Perhaps never has a prime minister been so out of step with the public mood, which is uneasy, worried and measured about what should be done. Gallup finds that 82% say "military action should only be taken after the identity of the perpetrators was clearly established, even if this process took several months to accomplish".
Among those elite members paid and trusted to speak out, there is a lot of silence. Where are those in parliament who once made their names speaking out, and now shame themselves by saying nothing? Where are the voices of protest from "civil society", especially those who run the increasingly corporatised aid agencies and take the government's handouts and often its line, then declare their "non-political" status when their outspokenness on behalf of the impoverished and bombed might save lives? The tireless Chris Buckley of Christian Aid, and a few others, are honourably excepted.

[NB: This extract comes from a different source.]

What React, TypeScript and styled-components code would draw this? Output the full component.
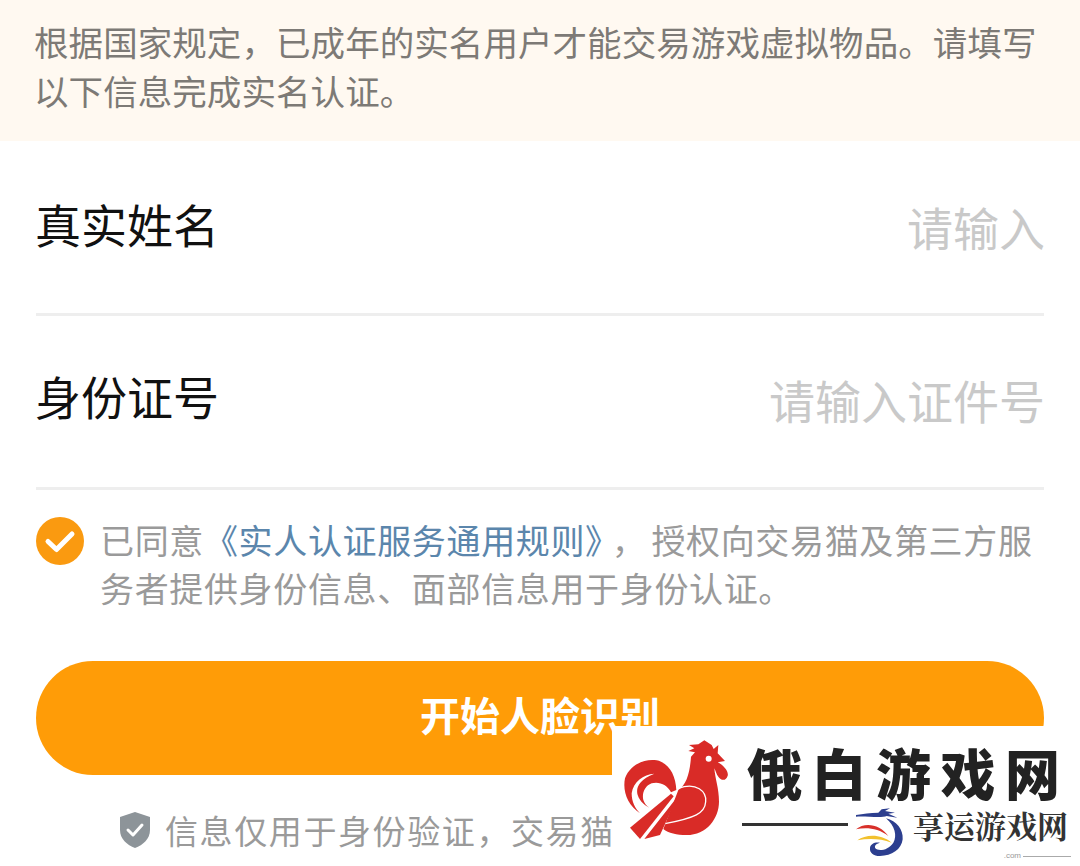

Where are those proponents of academic freedom and political independence, surely one of the jewels of Western "civilisation"? Years of promoting the jargon of "liberal realism" and misrepresenting imperialism as crisis management, rather than the cause of the crisis, have taken their toll.
Speaking up for international law and the proper pursuit of justice, even diplomacy, and against our terrorism might not be good for one's career. Or as Voltaire put it: "It is dangerous to be right when the government is wrong." That does not change the fact that it is right.